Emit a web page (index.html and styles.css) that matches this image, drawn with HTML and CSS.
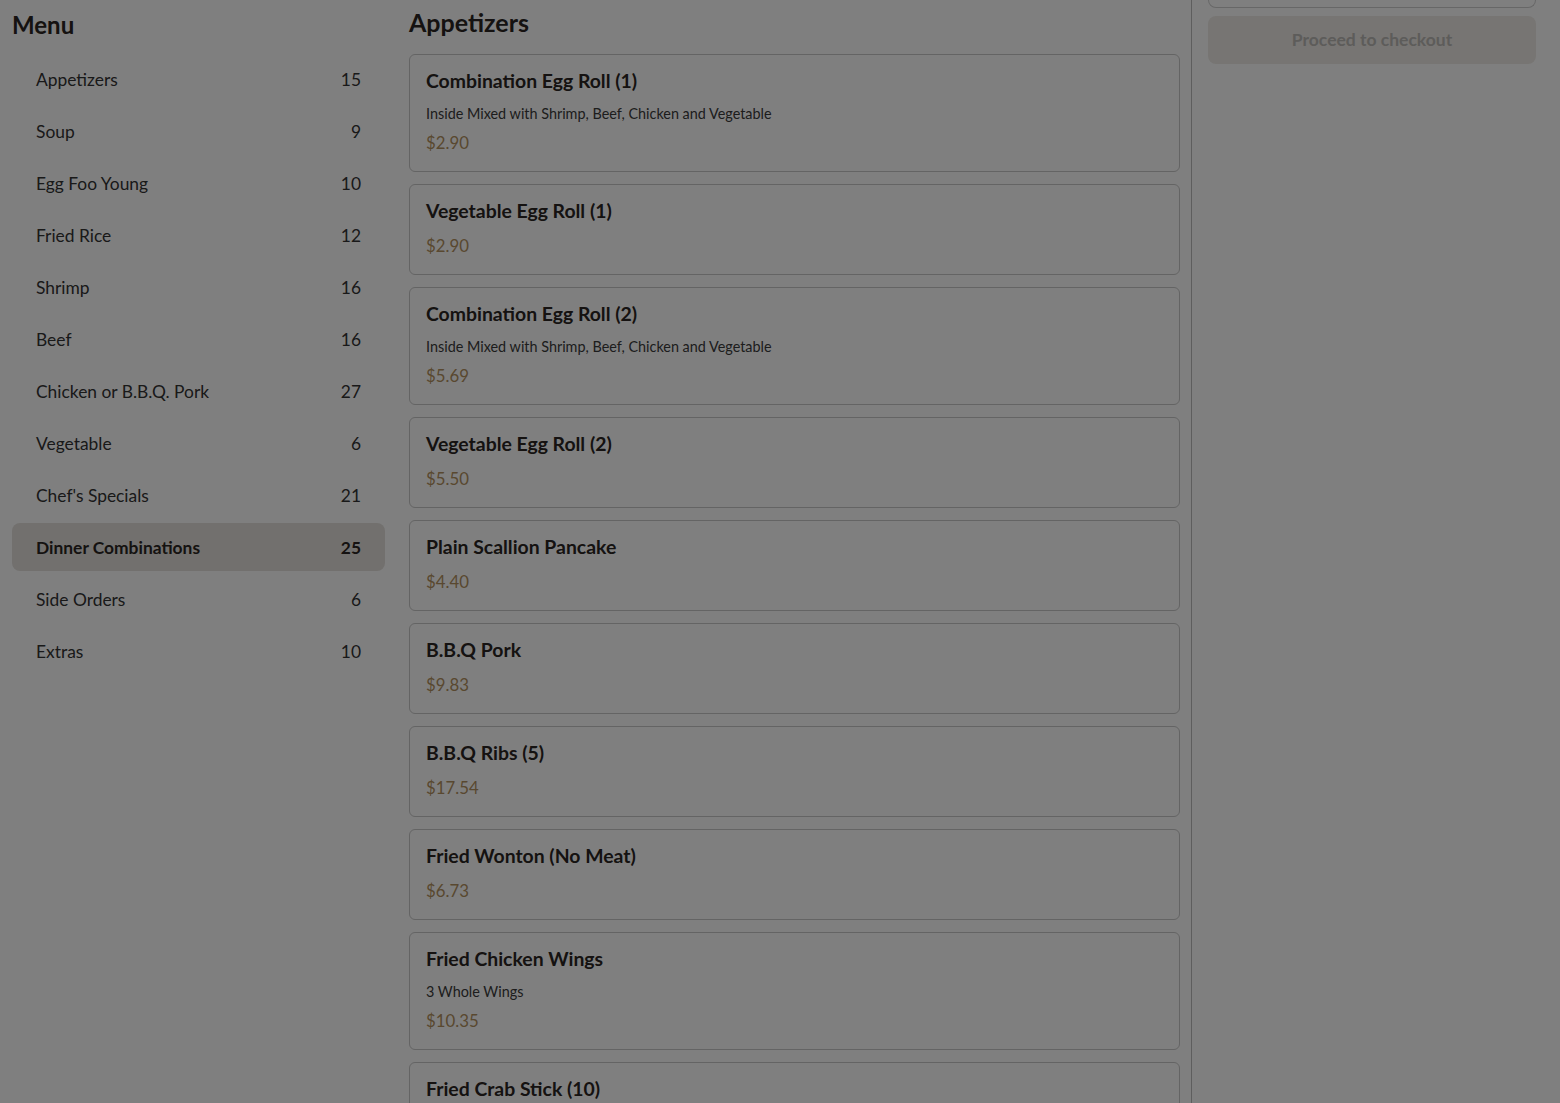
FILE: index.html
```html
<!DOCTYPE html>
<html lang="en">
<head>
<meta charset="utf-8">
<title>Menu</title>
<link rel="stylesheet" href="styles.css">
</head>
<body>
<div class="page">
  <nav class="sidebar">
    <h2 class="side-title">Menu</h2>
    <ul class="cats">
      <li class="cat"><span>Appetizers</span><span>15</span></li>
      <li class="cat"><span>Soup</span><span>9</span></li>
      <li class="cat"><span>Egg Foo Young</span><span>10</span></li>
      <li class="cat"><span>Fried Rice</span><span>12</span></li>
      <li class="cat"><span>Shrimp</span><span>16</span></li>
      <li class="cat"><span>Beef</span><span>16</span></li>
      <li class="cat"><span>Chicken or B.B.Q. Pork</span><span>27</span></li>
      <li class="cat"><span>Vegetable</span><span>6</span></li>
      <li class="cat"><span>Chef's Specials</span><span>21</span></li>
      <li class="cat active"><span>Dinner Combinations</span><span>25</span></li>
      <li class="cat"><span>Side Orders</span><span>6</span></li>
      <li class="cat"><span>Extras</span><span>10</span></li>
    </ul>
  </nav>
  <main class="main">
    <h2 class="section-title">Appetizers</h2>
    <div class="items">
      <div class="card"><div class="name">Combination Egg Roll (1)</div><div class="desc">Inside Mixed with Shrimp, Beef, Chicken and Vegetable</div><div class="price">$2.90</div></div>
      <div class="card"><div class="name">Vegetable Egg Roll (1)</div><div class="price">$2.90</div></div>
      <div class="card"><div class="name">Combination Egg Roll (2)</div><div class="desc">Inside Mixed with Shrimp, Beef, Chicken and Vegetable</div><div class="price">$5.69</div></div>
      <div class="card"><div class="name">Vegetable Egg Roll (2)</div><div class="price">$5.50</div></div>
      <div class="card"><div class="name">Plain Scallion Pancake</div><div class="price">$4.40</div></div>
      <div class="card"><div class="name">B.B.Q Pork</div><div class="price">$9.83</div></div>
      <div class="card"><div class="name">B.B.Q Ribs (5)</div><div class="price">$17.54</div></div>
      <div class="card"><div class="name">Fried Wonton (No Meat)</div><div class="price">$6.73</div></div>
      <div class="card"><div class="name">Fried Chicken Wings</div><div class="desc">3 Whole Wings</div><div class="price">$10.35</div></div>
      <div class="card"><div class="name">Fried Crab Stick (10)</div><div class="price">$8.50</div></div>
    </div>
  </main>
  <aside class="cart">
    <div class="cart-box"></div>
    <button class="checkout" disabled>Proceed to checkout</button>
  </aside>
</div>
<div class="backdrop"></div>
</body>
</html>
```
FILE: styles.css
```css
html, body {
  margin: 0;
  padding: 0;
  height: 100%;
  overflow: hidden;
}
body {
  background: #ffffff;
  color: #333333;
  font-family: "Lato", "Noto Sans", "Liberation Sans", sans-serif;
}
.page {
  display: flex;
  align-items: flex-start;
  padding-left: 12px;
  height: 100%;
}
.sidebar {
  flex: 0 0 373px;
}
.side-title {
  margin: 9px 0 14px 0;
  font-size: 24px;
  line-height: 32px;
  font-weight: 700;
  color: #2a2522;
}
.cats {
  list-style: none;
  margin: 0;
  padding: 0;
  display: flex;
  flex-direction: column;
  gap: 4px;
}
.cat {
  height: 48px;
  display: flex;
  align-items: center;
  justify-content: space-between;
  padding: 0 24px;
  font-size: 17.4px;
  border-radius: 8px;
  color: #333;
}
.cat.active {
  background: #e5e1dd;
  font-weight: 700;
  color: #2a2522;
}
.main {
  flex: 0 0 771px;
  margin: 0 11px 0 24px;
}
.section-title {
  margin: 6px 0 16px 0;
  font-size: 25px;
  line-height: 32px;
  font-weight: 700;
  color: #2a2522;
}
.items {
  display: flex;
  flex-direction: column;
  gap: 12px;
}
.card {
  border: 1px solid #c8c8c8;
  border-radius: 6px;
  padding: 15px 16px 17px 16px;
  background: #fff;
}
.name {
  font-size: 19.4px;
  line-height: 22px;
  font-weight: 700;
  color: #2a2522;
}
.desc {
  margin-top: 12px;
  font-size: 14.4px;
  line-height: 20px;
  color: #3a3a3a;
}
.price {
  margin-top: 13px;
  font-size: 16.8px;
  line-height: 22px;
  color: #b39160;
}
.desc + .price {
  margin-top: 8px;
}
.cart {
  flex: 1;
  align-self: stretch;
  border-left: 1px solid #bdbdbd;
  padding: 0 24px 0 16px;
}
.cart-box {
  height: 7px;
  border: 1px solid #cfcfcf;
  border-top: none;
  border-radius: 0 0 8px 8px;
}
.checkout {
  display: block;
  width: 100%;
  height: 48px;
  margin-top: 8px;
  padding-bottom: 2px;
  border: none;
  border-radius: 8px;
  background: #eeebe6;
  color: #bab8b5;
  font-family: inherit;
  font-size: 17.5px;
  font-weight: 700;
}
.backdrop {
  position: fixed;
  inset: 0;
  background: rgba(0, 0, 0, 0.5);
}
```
####################
* **EXERCISE DETAILS**: Copy the material above exactly and drop the pictures.

* **OUTPUT FOR THIS EXERCISE**:
Emit a web page (index.html and styles.css) that matches this image, drawn with HTML and CSS.
FILE: index.html
```html
<!DOCTYPE html>
<html lang="en">
<head>
<meta charset="utf-8">
<title>Menu</title>
<link rel="stylesheet" href="styles.css">
</head>
<body>
<div class="page">
  <nav class="sidebar">
    <h2 class="side-title">Menu</h2>
    <ul class="cats">
      <li class="cat"><span>Appetizers</span><span>15</span></li>
      <li class="cat"><span>Soup</span><span>9</span></li>
      <li class="cat"><span>Egg Foo Young</span><span>10</span></li>
      <li class="cat"><span>Fried Rice</span><span>12</span></li>
      <li class="cat"><span>Shrimp</span><span>16</span></li>
      <li class="cat"><span>Beef</span><span>16</span></li>
      <li class="cat"><span>Chicken or B.B.Q. Pork</span><span>27</span></li>
      <li class="cat"><span>Vegetable</span><span>6</span></li>
      <li class="cat"><span>Chef's Specials</span><span>21</span></li>
      <li class="cat active"><span>Dinner Combinations</span><span>25</span></li>
      <li class="cat"><span>Side Orders</span><span>6</span></li>
      <li class="cat"><span>Extras</span><span>10</span></li>
    </ul>
  </nav>
  <main class="main">
    <h2 class="section-title">Appetizers</h2>
    <div class="items">
      <div class="card"><div class="name">Combination Egg Roll (1)</div><div class="desc">Inside Mixed with Shrimp, Beef, Chicken and Vegetable</div><div class="price">$2.90</div></div>
      <div class="card"><div class="name">Vegetable Egg Roll (1)</div><div class="price">$2.90</div></div>
      <div class="card"><div class="name">Combination Egg Roll (2)</div><div class="desc">Inside Mixed with Shrimp, Beef, Chicken and Vegetable</div><div class="price">$5.69</div></div>
      <div class="card"><div class="name">Vegetable Egg Roll (2)</div><div class="price">$5.50</div></div>
      <div class="card"><div class="name">Plain Scallion Pancake</div><div class="price">$4.40</div></div>
      <div class="card"><div class="name">B.B.Q Pork</div><div class="price">$9.83</div></div>
      <div class="card"><div class="name">B.B.Q Ribs (5)</div><div class="price">$17.54</div></div>
      <div class="card"><div class="name">Fried Wonton (No Meat)</div><div class="price">$6.73</div></div>
      <div class="card"><div class="name">Fried Chicken Wings</div><div class="desc">3 Whole Wings</div><div class="price">$10.35</div></div>
      <div class="card"><div class="name">Fried Crab Stick (10)</div><div class="price">$8.50</div></div>
    </div>
  </main>
  <aside class="cart">
    <div class="cart-box"></div>
    <button class="checkout" disabled>Proceed to checkout</button>
  </aside>
</div>
<div class="backdrop"></div>
</body>
</html>
```
FILE: styles.css
```css
html, body {
  margin: 0;
  padding: 0;
  height: 100%;
  overflow: hidden;
}
body {
  background: #ffffff;
  color: #333333;
  font-family: "Lato", "Noto Sans", "Liberation Sans", sans-serif;
}
.page {
  display: flex;
  align-items: flex-start;
  padding-left: 12px;
  height: 100%;
}
.sidebar {
  flex: 0 0 373px;
}
.side-title {
  margin: 9px 0 14px 0;
  font-size: 24px;
  line-height: 32px;
  font-weight: 700;
  color: #2a2522;
}
.cats {
  list-style: none;
  margin: 0;
  padding: 0;
  display: flex;
  flex-direction: column;
  gap: 4px;
}
.cat {
  height: 48px;
  display: flex;
  align-items: center;
  justify-content: space-between;
  padding: 0 24px;
  font-size: 17.4px;
  border-radius: 8px;
  color: #333;
}
.cat.active {
  background: #e5e1dd;
  font-weight: 700;
  color: #2a2522;
}
.main {
  flex: 0 0 771px;
  margin: 0 11px 0 24px;
}
.section-title {
  margin: 6px 0 16px 0;
  font-size: 25px;
  line-height: 32px;
  font-weight: 700;
  color: #2a2522;
}
.items {
  display: flex;
  flex-direction: column;
  gap: 12px;
}
.card {
  border: 1px solid #c8c8c8;
  border-radius: 6px;
  padding: 15px 16px 17px 16px;
  background: #fff;
}
.name {
  font-size: 19.4px;
  line-height: 22px;
  font-weight: 700;
  color: #2a2522;
}
.desc {
  margin-top: 12px;
  font-size: 14.4px;
  line-height: 20px;
  color: #3a3a3a;
}
.price {
  margin-top: 13px;
  font-size: 16.8px;
  line-height: 22px;
  color: #b39160;
}
.desc + .price {
  margin-top: 8px;
}
.cart {
  flex: 1;
  align-self: stretch;
  border-left: 1px solid #bdbdbd;
  padding: 0 24px 0 16px;
}
.cart-box {
  height: 7px;
  border: 1px solid #cfcfcf;
  border-top: none;
  border-radius: 0 0 8px 8px;
}
.checkout {
  display: block;
  width: 100%;
  height: 48px;
  margin-top: 8px;
  padding-bottom: 2px;
  border: none;
  border-radius: 8px;
  background: #eeebe6;
  color: #bab8b5;
  font-family: inherit;
  font-size: 17.5px;
  font-weight: 700;
}
.backdrop {
  position: fixed;
  inset: 0;
  background: rgba(0, 0, 0, 0.5);
}
```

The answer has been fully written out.